March 17, 2013 at 11:47 AM
Kelp armageddon at the mouth of the Elwha
There are winners and losers as the Elwha dam removal project underway transforms the Olympic Mountain watershed.
Running 45 miles from its origins in the snow fields of the Olympics, the Elwha reaches the saltwater of the Strait of Juan de Fuca, where a new world is unfolding.
With the Elwha Dam gone as of just about a year ago, and Glines Canyon Dam nearly 2/3 down, silt and sediment, wood, leaves, sticks and other organic material long trapped behind the dams is cutting loose.
Some of it is banked in soft slumping heaps along the river banks, and even the deepest pools in the river have filled in. And some sediment is making it all the way to the near shore at the river mouth.
Where, researchers tracking sediment transport by the river before, during and after dam removal could tell you, a kelp Armageddon is underway. “It’s amazing,” said Helen Berry, Marine Ecologist with the state Department of Natural Resources.
The changes on the seabed are dramatic, from better than 80 to 90 percent coverage by kelp to an environment that is almost completely devoid of kelp. “It’s shocking,” Berry said. “It’s not subtle.”
It’s a similarly big change on the water surface, where great floating rafts of bull kelp have disappeared because the rocky substrate their hold fasts grab onto on the sea floor are smothered over in soft silt.
But it’s a back to the future type of transformation, experts think. Early maps show no kelp at the mouth of the Elwha, notes Jon Warrick of the USGS at Santa Cruz.
Kelp mapping near the Elwha River mouth was conducted in 1911-12 for a U.S. potash survey, of all things, by George B. Rigg. Potash is made from kelp, and useful for fertilizer. As U.S. relations with Germany, a major source of fertilizer worsened in the run up to the outbreak of World War I, the feds were looking for new sources. Potash can also, of course, be used for gunpowder.
Old records sometimes have new relevance for scientists seeking indicators of ecological change.
Warrick points out that a map based on Rigg’s survey in a 1915 book by Frank Cameron and others entitled “Potash from Kelp, published by U.S. Bureau of Soils, reveals two baselines the river is only now beginning to resemble.
Rigg mapped kelp only west of the river mouth, in Freshwater Bay, but none at the river mouth, or east of it. He also described sand reaching from the river mouth to the Strait.
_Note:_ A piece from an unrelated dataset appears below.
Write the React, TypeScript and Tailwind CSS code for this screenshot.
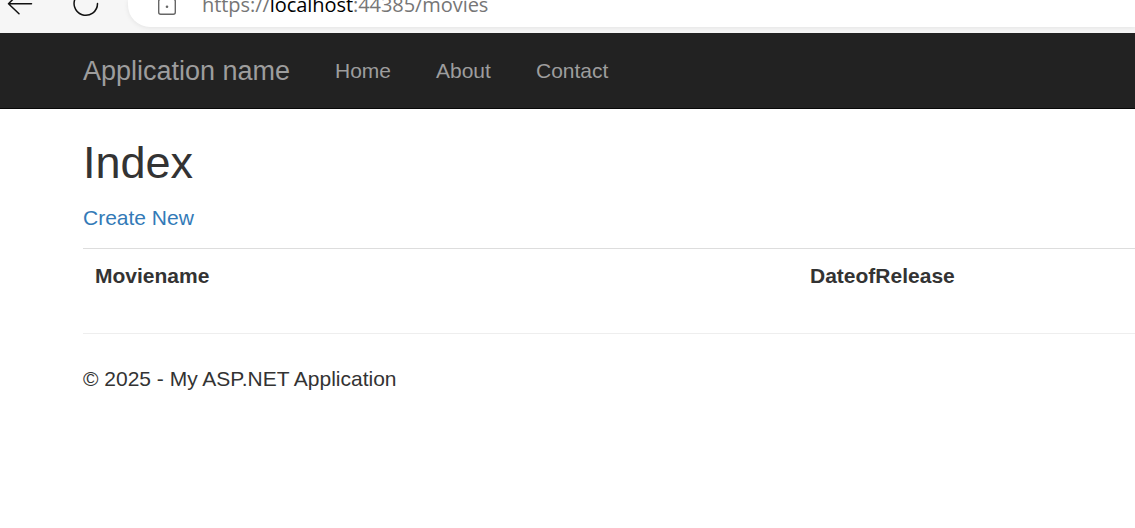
const nav = [
  { label: "Home", cls: "ml-[46px] w-[55px]" },
  { label: "About", cls: "ml-[46px] w-[55px]" },
  { label: "Contact", cls: "ml-[45px] w-[73px]" },
];

function BrowserBar() {
  return (
    <div className="flex h-[33px] overflow-hidden bg-[#f6f6f6]">
      <svg className="h-[33px] w-[128px] shrink-0" viewBox="0 0 128 33" fill="none" stroke="#111" strokeWidth="1.5" strokeLinecap="round" strokeLinejoin="round">
        <path d="M31.500 3.700H8.500M18.500 -6.300L8.500 3.700L19 13.700" />
        <path d="M97.500 3.500A11.700 11.700 0 1 1 76.500 -3.500" />
      </svg>
      <div className="flex h-[27px] flex-1 rounded-bl-[22px] bg-white shadow-[0_1px_5px_rgba(0,0,0,0.08)]">
        <svg className="ml-[28px] h-[27px] w-[24px] shrink-0" viewBox="0 0 24 27" fill="none" stroke="#666" strokeWidth="1.4">
          <rect x="2.700" y="-0.800" width="16.600" height="15.100" rx="2" />
          <circle cx="11" cy="6.700" r="1.300" fill="#666" stroke="none" />
        </svg>
        <div className="-mt-[11px] ml-[22px] h-8 whitespace-nowrap font-['Open_Sans',sans-serif] text-[20px] leading-8 tracking-[-0.06px] text-[#767676]">
          https://<span className="text-black">localhost</span>:44385/movies
        </div>
      </div>
    </div>
  );
}

export default function App() {
  return (
    <div className="h-[528px] overflow-hidden bg-white font-['Liberation_Sans',Arial,sans-serif] text-[21px] leading-[30px] text-[#333]">
      <BrowserBar />
      <nav className="flex h-[76px] items-center border-b border-[#080808] bg-[#222] pl-[83px] text-[#9d9d9d]">
        <a className="w-[206px] whitespace-nowrap text-[27px]">Application name</a>
        {nav.map((n) => (
          <a key={n.label} className={`whitespace-nowrap ${n.cls}`}>{n.label}</a>
        ))}
      </nav>
      <main className="pl-[83px]">
        <h2 className="pt-[29px] text-[45px] leading-[50px]">Index</h2>
        <p className="mt-[15px] text-[#337ab7]">Create New</p>
        <div className="mt-[15px] flex border-t border-[#ddd] pt-[12px] font-bold">
          <div className="w-[715px] pl-[12px]">Moviename</div>
          <div className="pl-[12px]">DateofRelease</div>
        </div>
        <hr className="mt-[42px] border-[#eee]" />
        <footer className="mt-[30px]">© 2025 - My ASP.NET Application</footer>
      </main>
    </div>
  );
}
Berry saw floating kelps in her aerial surveys throughout the 1980s-2000s. Yet according to Berry and USGS underwater dive survey crews, kelp did not grow much at all in 2012 — the first year in which sediment unleashed from behind Elwha Dam made it all the way to the river mouth.
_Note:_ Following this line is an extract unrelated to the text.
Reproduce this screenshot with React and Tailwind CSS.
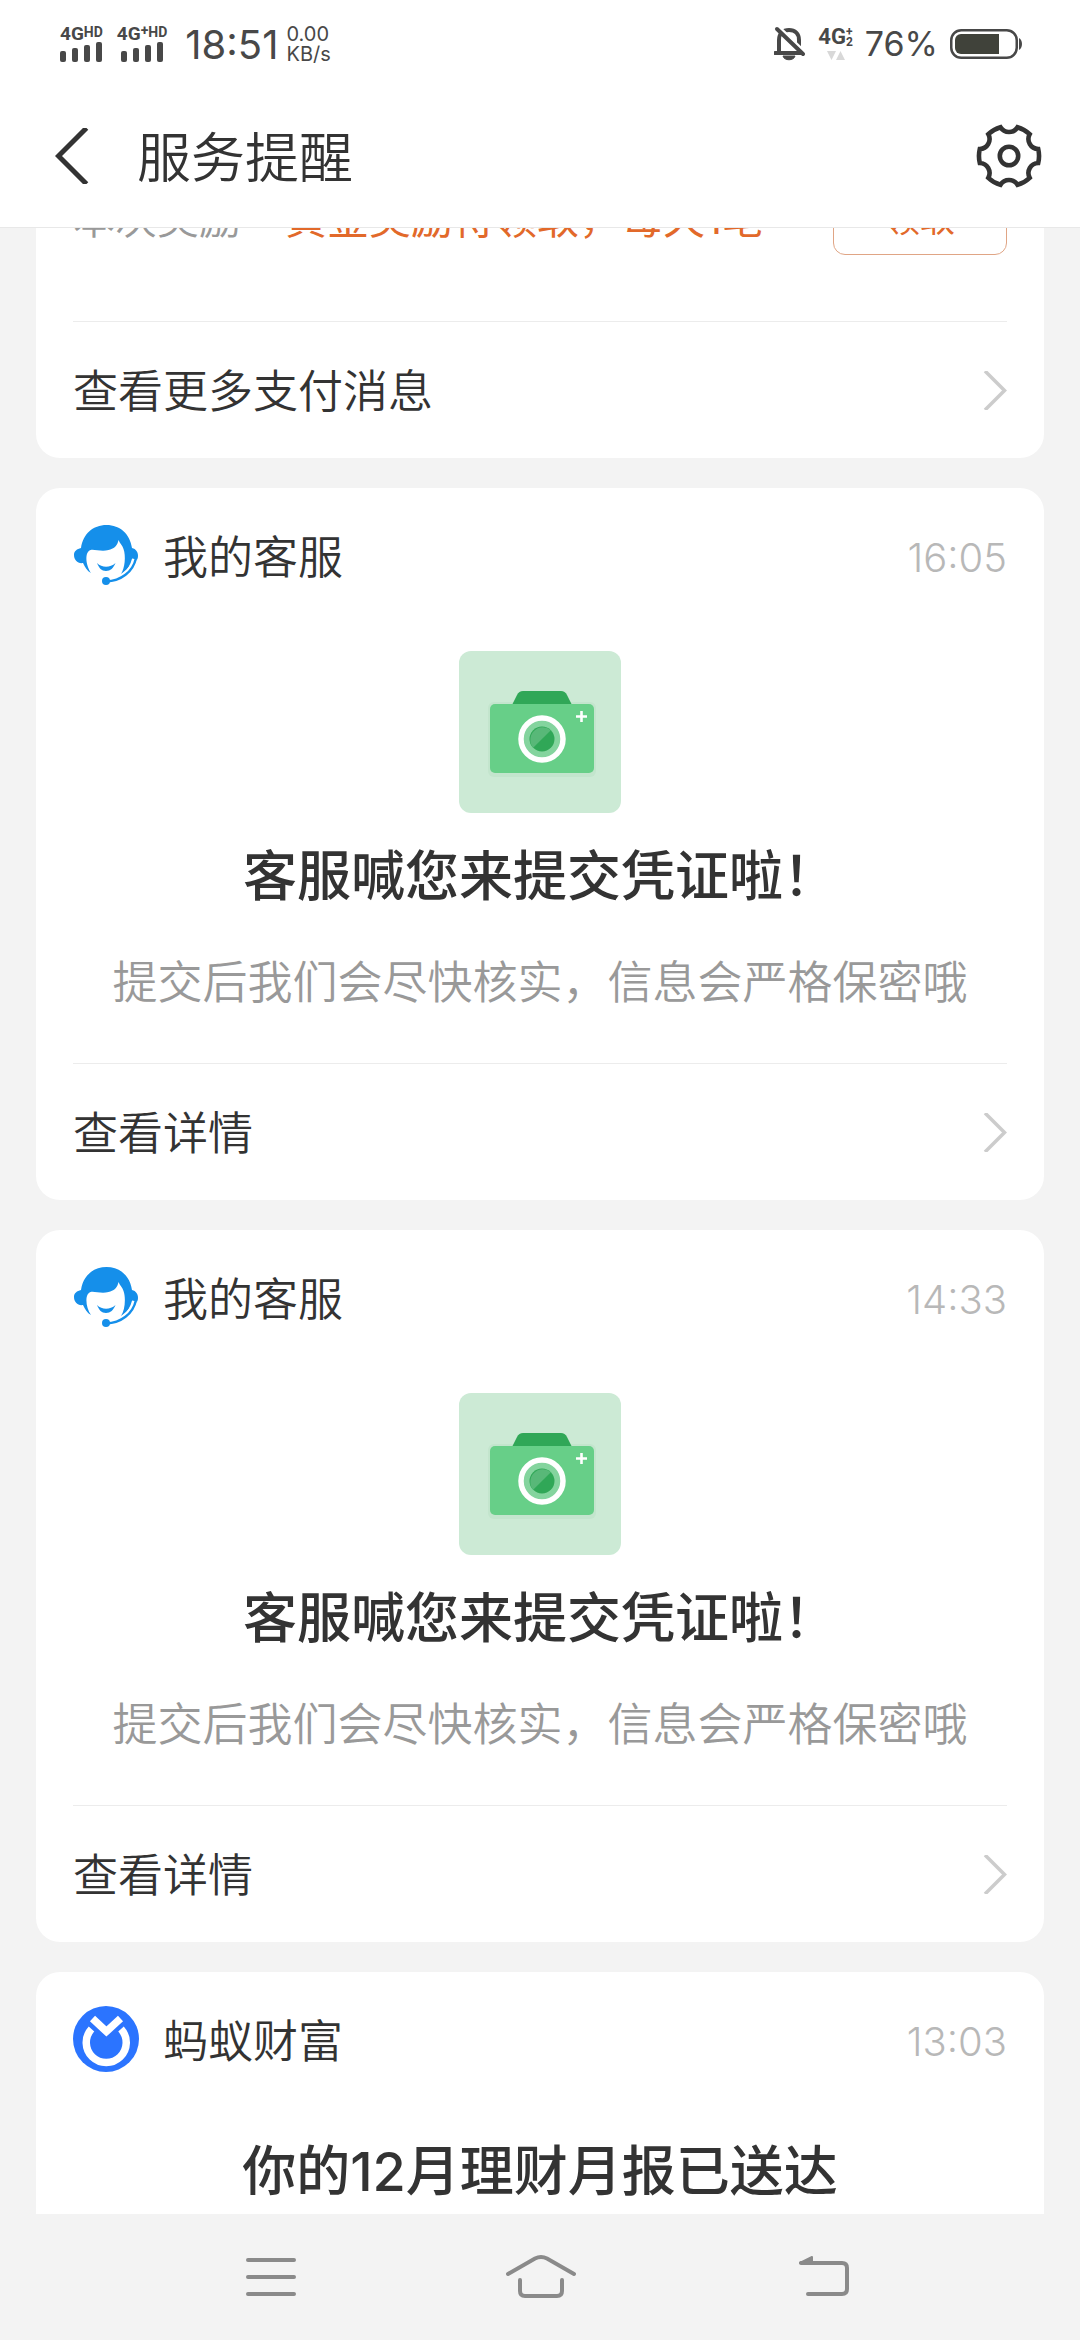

The combination of reduced light in the water column and soft muddy sediments building up on what used to be a rocky sea floor has been curtains for the kelp.
Here are some before and after videos from Berry. The first one, taken in 2010, shows lush pastures of kelp on the sea floor. The video was taken by a camera towed under a boat in about 25 feet of water, just to the east of the Elwha River delta.
The before video shows a thick canopy of kelps. The after shows an increase in the fine sediment and almost no vegetation. And what is there is not likely to survive.
Warrick, Berry and others think what we see unfolding at the river mouth is just the beginning of a long term re-set of the river’s ecology.